When You Feel Like Quitting Your Startup
Don’t leave a startup because of politics or a bad manager. Quickly-growing organizations are also quickly-changing organizations; and these things have a way of working themselves out.
If you’re at your wits’ end and can’t take one more day, here’s my advice: pretend like you just resigned. You just met with your direct manager and announced that you’re leaving. You’ve been thinking and talking about it for months, and you just pulled the trigger. You’re giving two weeks’ notice so you can wrap up and transition your work, then you’re free.
Now that you’ve already put in your notice, you don’t have anything to lose by speaking your mind and giving immediate direct feedback on the things that are causing you to leave. Have a 1:1 coming up? Well this is your last one, so don’t just give status updates—tell your manager what’s broken and what’s going wrong for you. Haven’t had a 1:1 in three months? This is your last chance, so schedule one right now so you can tell your manager how you really think things are going and what could be different if you hadn’t been holding back your thoughts for so long. Ask your manager everything you’ve ever wanted to know about cultural problems and bad company decisions so you can get some closure before you leave forever.
Your coworkers and friends at the company? You haven’t told them you’re leaving yet and you only have a little bit of time left, so get to know them better, learn everything you can from the good ones, and make sure the ones you like and admire know it and know why. When they find out you’re leaving, they may not be surprised, but they’ll be sad. Make sure you give them a great last impression so they’ll genuinely wish you well in whatever you do next. Make sure the best ones and the ones destined for success will want to hire or work with you in the future under much better circumstances.
If you get an e-mail that would’ve really bothered you before you quit, now you get to politely explain why what someone just proposed doesn’t make sense, why their idea would be bad for the product or the culture, or why someone can’t treat their colleagues or reports that way. Call them out. Call every single thing out you see that’s wrong. You have friends at the company that will be staying, and by sticking up for them, you can make their lives easier. Don’t let anything slide, this is what got everyone here in the first place. So write what everyone’s thinking when they see that email. Write what important things someone didn’t think of before they sent it. Of course, even though you resigned, you don’t want to burn any bridges so you won’t be belligerent or rude, but even if you rock the boat, there’s nothing they can to do you because you’re already leaving.
At the end of two weeks, so how you feel. You know what I think? After doing this just a few times the first day or two, you’ll feel completely different. You’ve released your resentment and frustration by giving automatic, candid and completely honest feedback as soon as something happens.

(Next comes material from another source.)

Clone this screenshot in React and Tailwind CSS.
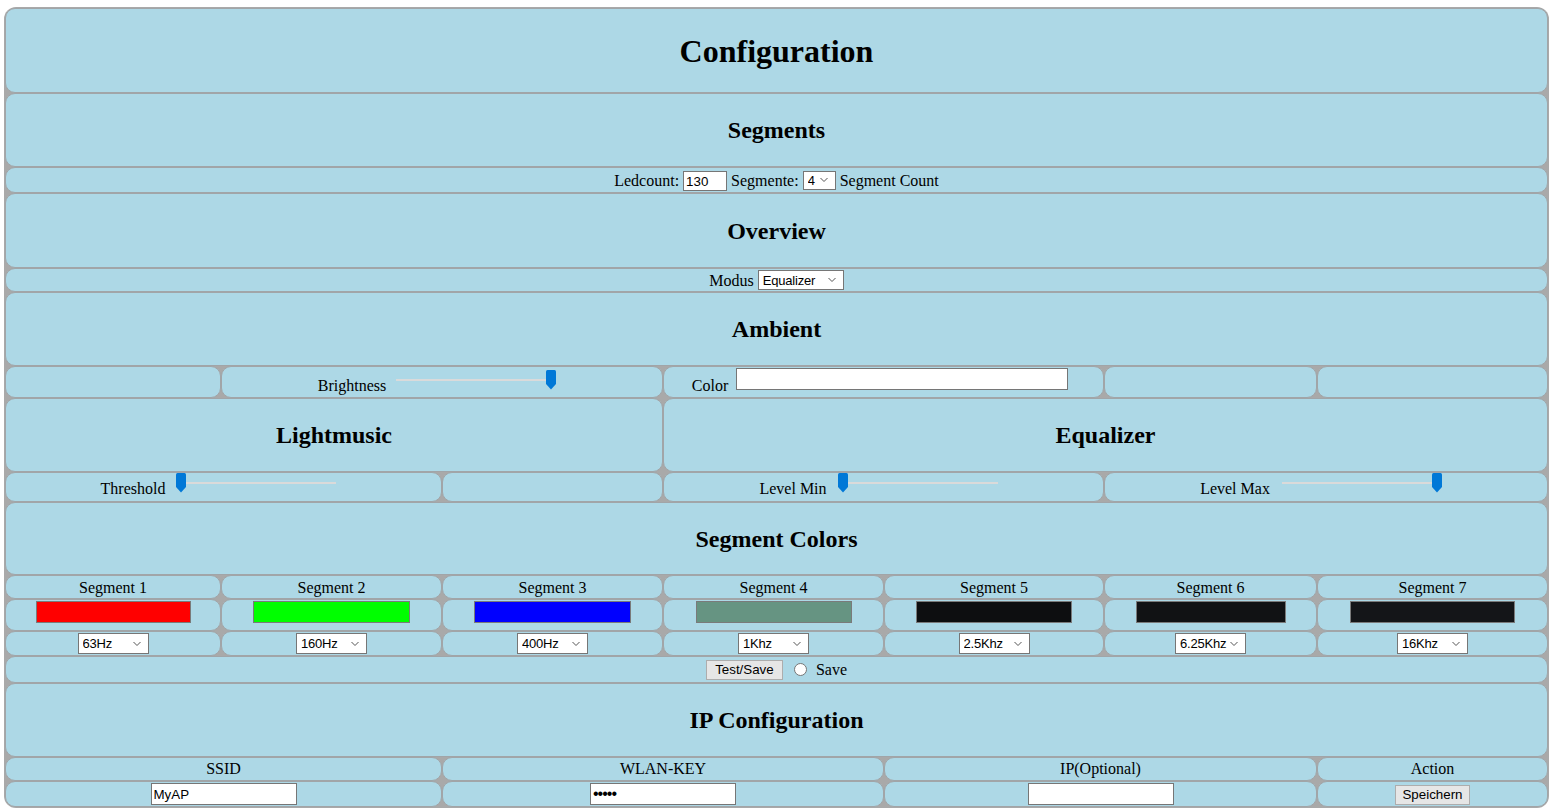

Doing this just a few times after holding it in can be so liberating it’ll change your entire perspective. You have no idea how much say you have in a company until you start actually saying things. You may have thought you have already stated your case and aired your grievances, but until you don’t let any messed up thing happen without someone recognizing it as such, your manager and everyone else may not have understood what you were trying to tell them or just how bad it is.
If, instead, after two weeks of treating every interaction and day at the company as one of your last you feel as negative as you did at the outset, or you felt better about some things but you still have the fundamental concerns, you’ve tested and proven your hypothesis and the conclusion is to leave. You’re exactly where you need to be, and now with certainty. That’s how to make a big decision. Congratulations!